An excerpt from Beyond Disruption on positive-sum innovation

For the past 20 years, “disruption” has been the battle cry of business: Disrupt this. Disrupt that. Disrupt or die. Calls for disruption have rung out across Silicon Valley, major corporate boardrooms, the media, and business conferences around the globe. Corporate leaders have continually been warned that the only way to survive, succeed, and grow is to disrupt their industries or even their own companies. Not surprisingly, many have come to see disruption as a near-synonym for innovation.

But is disruption the only way to innovate and grow? And is it necessarily the best way?
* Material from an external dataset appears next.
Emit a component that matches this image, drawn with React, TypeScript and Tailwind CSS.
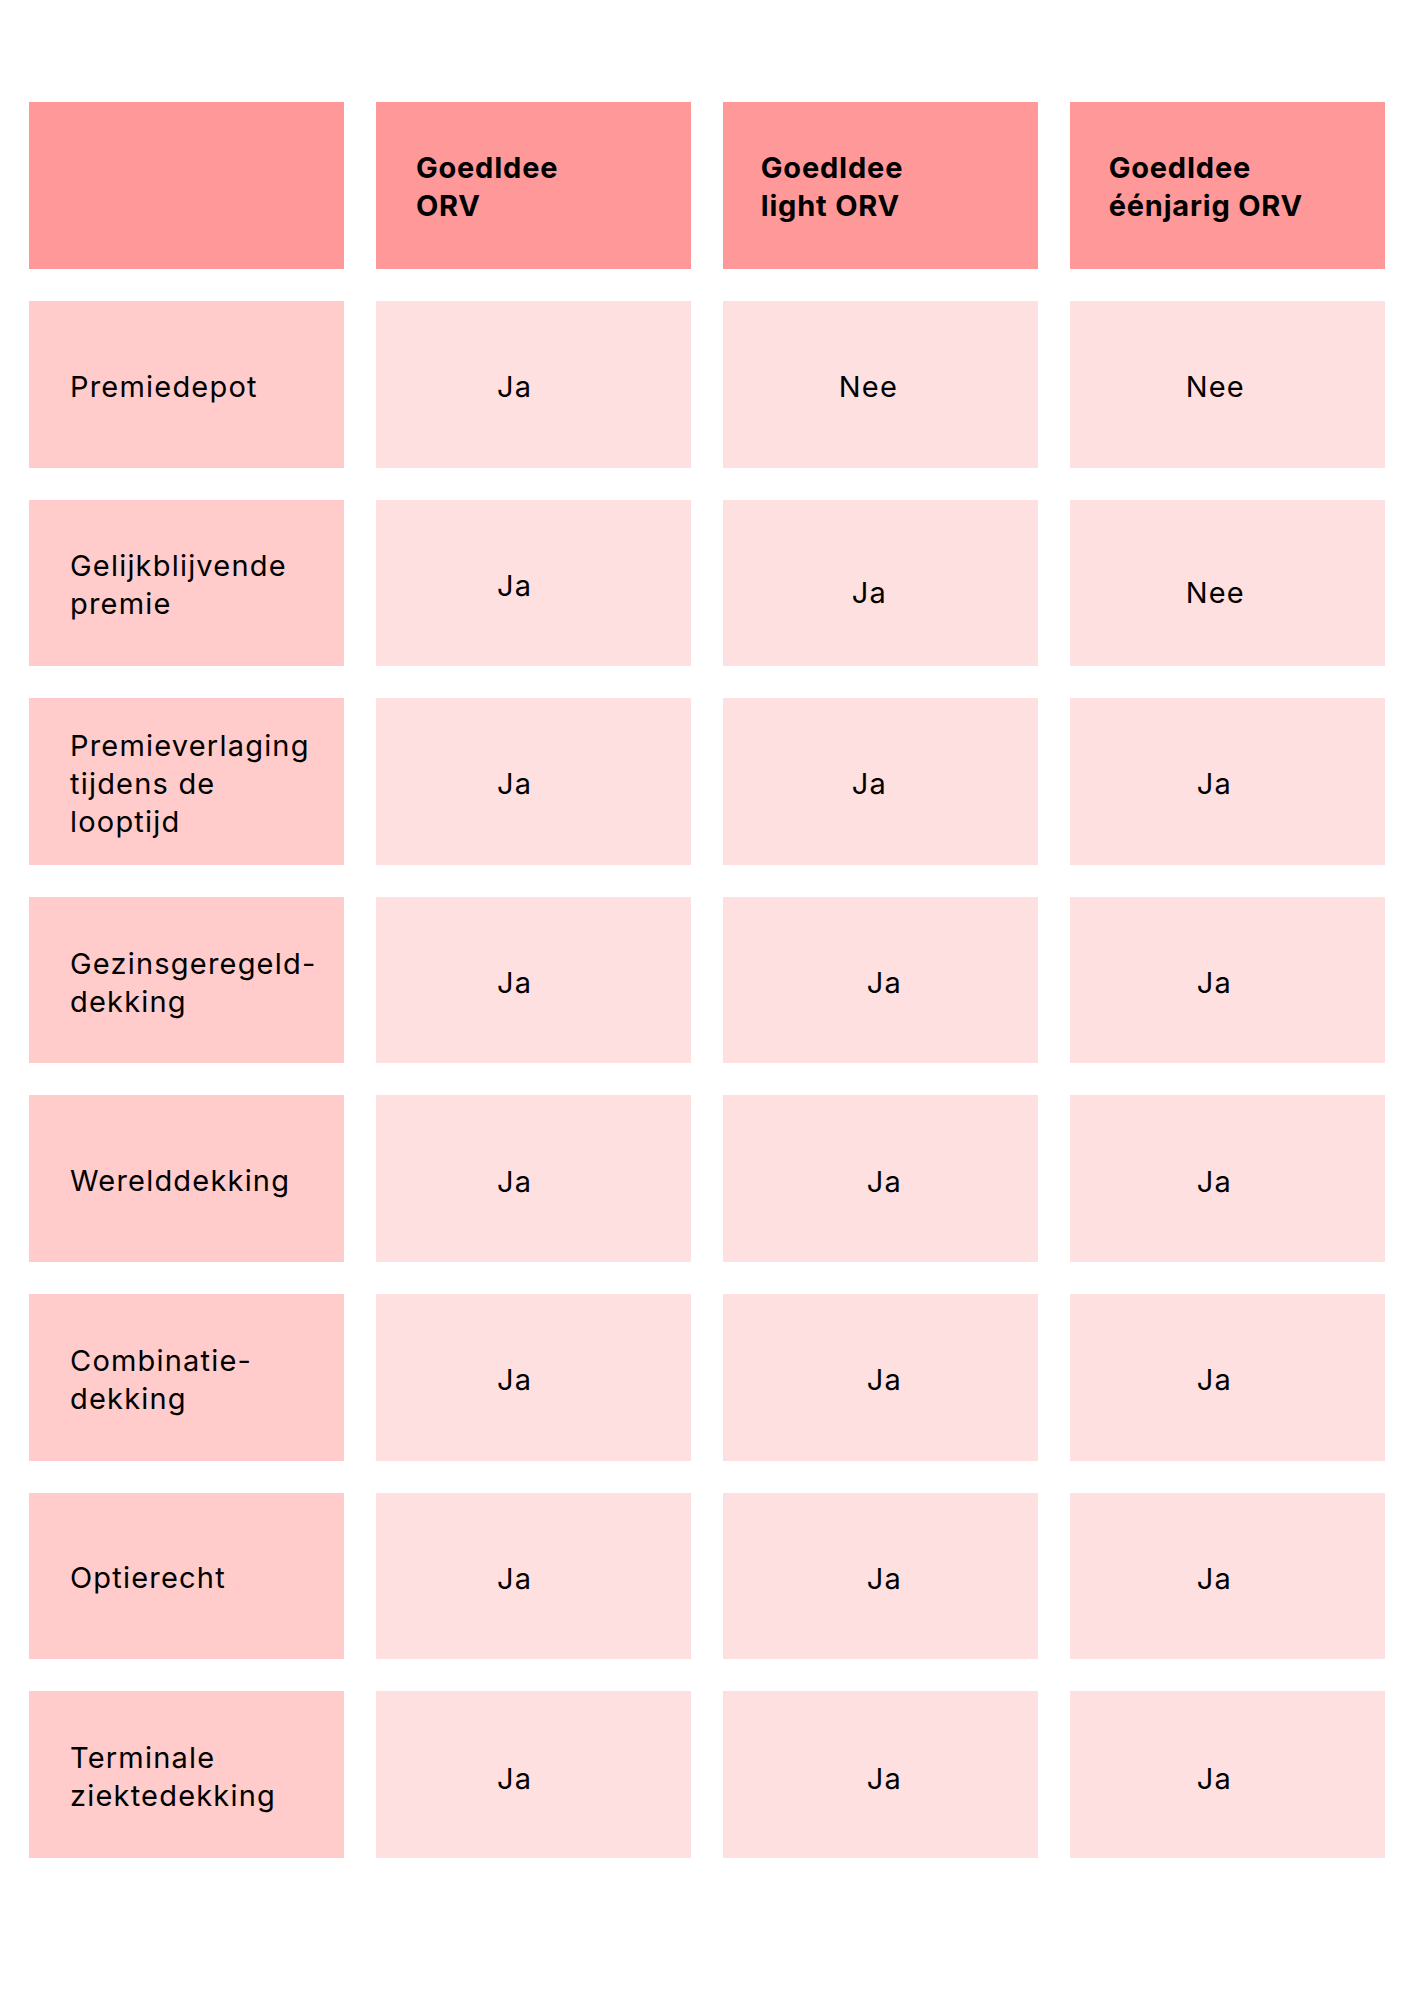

As our research and these cases suggest, the answer is no. It may be what people talk about, it’s certainly important, and it’s all around us. But the overriding focus on disruption has led us to largely overlook another avenue of innovation and growth—one that we would argue is at least as important. That avenue involves the creation of new markets without disruption or displacement—what we’ve come to think of as nondisruptive creation.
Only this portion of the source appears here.